A (real life) author who has been accused of plagiarism is J.K. Rowling, who was accused by Paul Allen, representing the estate of Adrian Jacobs, of borrowing from Jacobs’ book, The Adventures of Willy the Wizard, for her fourth book, Harry Potter and the Goblet of Fire, which Rowling vehemently denies.

February Dragon by Colin Thiele Book Cover Photo

Incidentally, I read Harry Potter and the Goblet of Fire for the ‘more than a million copies sold’ prompt in the 52 Book Club 2025 Reading Challenge. Another book I read for the 52 Book Club 2025 Reading Challenge is February Dragon by Colin Thiele, a YA book about bushfires, first published in 1965.

Another YA book about bushfires first published in 1965 is Ash Road by Ivan Southall. While I certainly enjoyed February Dragon, I much preferred Ash Road. Southall has a true talent with words which had me fully immersed in the story. Before the fire, I could feel the hot, dry wind on my face, smell the gum trees, see the haze in the air. When the fire came, I could hear the roar in my ears, taste the smoke on my tongue, feel the sting in my eyes and the burning heat on my skin. Is it any wonder that this book won the Children’s Book Council of Australia’s Children’s Book of the Year Award: Older Readers in 1966?

Speaking of the CBCA Children’s Book of the Year Award: Older Readers, in 1993 this award was won by the acclaimed novel, Looking for Alibrandi by Melina Marchetta, about an Italian-Australian teenager, Josie, living with her mother in Glebe, an inner-western suburb in Sydney. While dealing with a bunch of crap on top of all the normal stuff that comes along with adolescence, Josie confides in a boy with a bad reputation and the two become romantically involved, leading to complications and angst.

From YA novels to plays, another book with a teen girl dealing with a bunch of crap on top of all the normal stuff that comes along with adolescence, and confiding in a boy with a bad reputation, becoming romantically involved, leading to complications and angst, is The Peach Season by Debra Oswald, a play about love; the heady stubbornness of first love, and the, sometimes suffocating, love of a traumatised, overprotective mother for her only child. The Peach Season is one of only a handful of plays I’ve had the opportunity to see performed live.

The Plays of Oscar Wilde Volume Two (Wordsworths Classics) by Oscar Wilde Book Cover

As a young girl, I was incredibly privileged to attend one of the great Ruth Cracknell’s final performances as Lady Bracknell in The Importance of Being Earnest. She passed away just a decade later. The Importance of Being Earnest is one of two plays (the other being An Ideal Husband) in one of the books I’m currently reading, that being The Plays of Oscar Wilde, Volume 2 (Wordsworth Classics).

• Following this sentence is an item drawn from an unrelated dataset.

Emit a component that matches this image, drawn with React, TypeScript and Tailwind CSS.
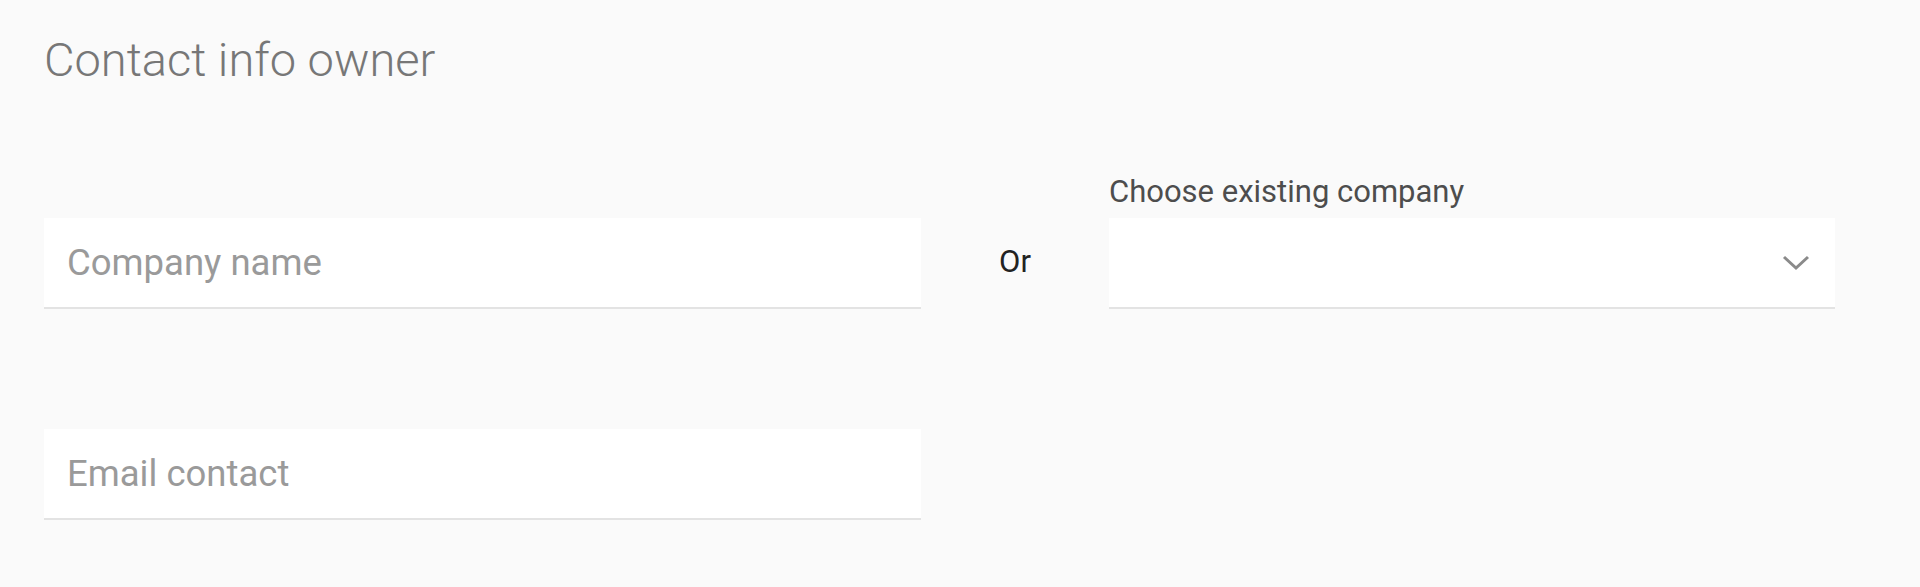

From a literary hoax to the political and romantic manoeuvrings of the 19th century, with a good representation of Australian literature in between, that’s my 6 degrees for the month of October. I wonder where the next month will take me?


November starter: We Have Always Lived in the Castle by Shirley Jackson.


© Adele Walker October 2025

8 thoughts on “6 Degrees of Separation 2025: October 4

  1. I tried to think of a writer who had been accused of plagiarism and I completely forgot about JK Rowling. Good catch!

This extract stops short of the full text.